I've looked at the Londinium , only the compressa could squeek into my budget, but it's plumbed in only, and I'm not very comfortable that there isn't a dealer in my country (Singapore)

Over the 2 weeks I've been reading up all I can find here on levers and it seems the bezzera strega would suit me quite well, but I'm still reading up .

pcdawson

#4: Post by pcdawson »

I owned a Profitec 800 and never experienced any issues with it overheating. I put a temp strip on the group to monitor the temp. The machine was on for 4 hours in the morning and 3 in the evening. It was an excellent machine and I would highly recommend it. The Achille is an interesting machine in that it has a rotary rather than vibratory pump for filling the boiler from the reservoir (if not directly plumbed in). It is a larger machine than the 800. The Alex leva is also one to look at but it is a 20amp machine that needs to be directly plumbed in.

Good luck with your search! They are all good machines and spring levers are a lot of fun.

Marmot

#5: Post by Marmot »

I own a Bezzera Strega and am very happy with it. It heats up really fast due to its heated group. Because it is an HX machine water is always fresh from the tank and you can adjust brewing temperature by flushing for a shorter or longer period. The pump fills the group before the spring takes over extraction which allows you to get more water into the group and therefore more volume for your espresso shot. The pump will go up to its opv setting (~11 bars) but you can shut it off anytime before by lifting the lever a little bit. During this time before you let go of the lever the puck can preinfuse at the pressure you chose. With time you will get a feeling for this and can use it for instance with light roast for long blooming.
As with most spring lever machines the need for maintenance is really low because you have very few moving parts and seals.
The Strega is not everyones favourite due to its plastic piece on top and the use of a vibration pump (which adds a lot of positive aspects in my mind).

Regardless of the machine you will choose at the end, what grinder do you already have or which one will you get? As many others have said I also came to the conclusion that a grinder is at least as important as the machine. I get much better espresso shots out of my Picopresso with my commercial grinder than with my 1zpresso JX Pro ;)

TenLayers
Supporter ♡

#6: Post by TenLayers »

In this thread on a grinder, Dan used a 800 to pull a shot every 2 minutes for 3 hours without mentioning it becoming hotter.
La Marzocco Swift Mini Review

El_hondero (original poster)

#7: Post by El_hondero (original poster) »

Marmot wrote:Regardless of the machine you will choose at the end, what grinder do you already have or which one will you get? As many others have said I also came to the conclusion that a grinder is at least as important as the machine. I get much better espresso shots out of my Picopresso with my commercial grinder than with my 1zpresso JX Pro ;)

Right now ? I have a baratza encore :D I'm currently playing espresso with moka pots and a wacaco picopresso.

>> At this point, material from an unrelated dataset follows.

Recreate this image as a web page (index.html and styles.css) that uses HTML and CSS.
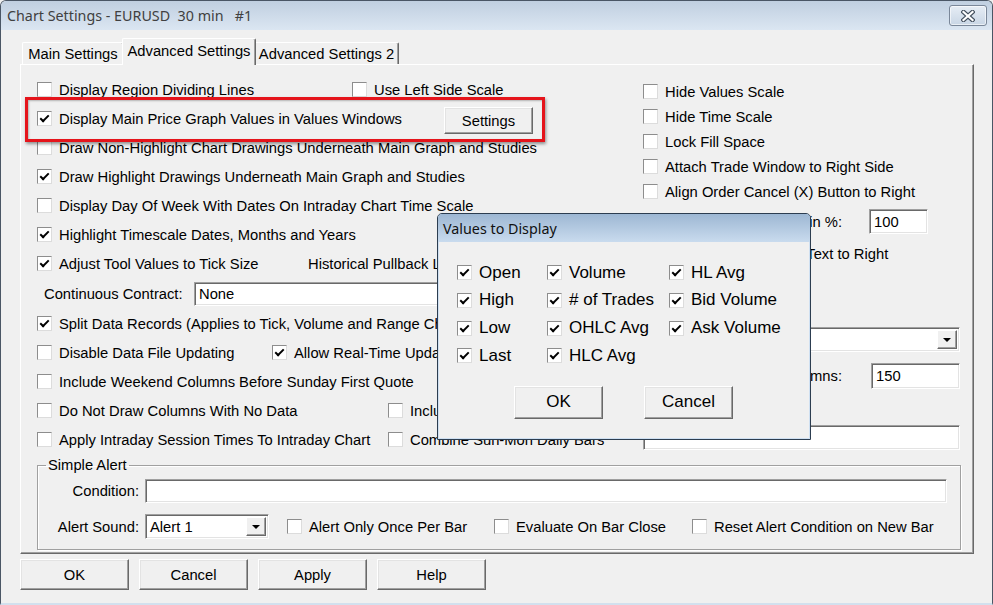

A dealer in Singapore sells a strega and bb005 grinder as a bundle for $3.7k with wooden accent upgrades. So I might just go with the bb005 grinder , alternatively it's the eureka mignon specialita.

Is your strega stock without mods ?

BPlus: turning your coffee spirit
Sponsored by BPlus
Marmot

#8: Post by Marmot »

Yes, I have a stock Strega. I would like to add a manometer to measure preinfusion pressure and later maybe PID for the group heating.
The BB005 should be adeqaute for the Strega. It's very important it can be adjusted in small steps. I guess you already realised that the Encore has steps too far apart to dial in espresso on the Picopresso. You have to get lucky or adjust the dose which is not optimal.
I think the Picopresso is a good tool to get to know the espresso workflow. You have to preheat it thoroughly but it is able to give you espresso almost as good as a high end machine if you get the grind size, dosing and tamping right.

El_hondero (original poster)

#9: Post by El_hondero (original poster) »

Yes the picopresso is quite finicky.

For the strega how long did you own it for ?
Any malfunctions ?

I've been reading that the valve that sputters water out (the vacuum breaker ?) Might be an issue ?

Thanks !

Marmot

#10: Post by Marmot »

I have the Strega since about a year. I bought it used from a guy who owned two.
I never had any problems with it and neither did the guy who I bought it from. The only issue I have once in a while is that the machine thinks there is no more water in the tank. Then you have to either bend the tank a bit outwards or clean the metal contact inside. This works every time and never bothered me very much.
I think the guys haveing problems with the vacuum breaker valve leave their machines on during a long time. It can happen that some dirt or scale gets caught in there and it can not close completely anymore.
These problems can happen with any machine more or less often. But compared to a E61 group machine the Strega is built extremely simple. You can also change the group gaskets yourself by taking out the group on top. Other spring lever machines can be quite tricky to repair.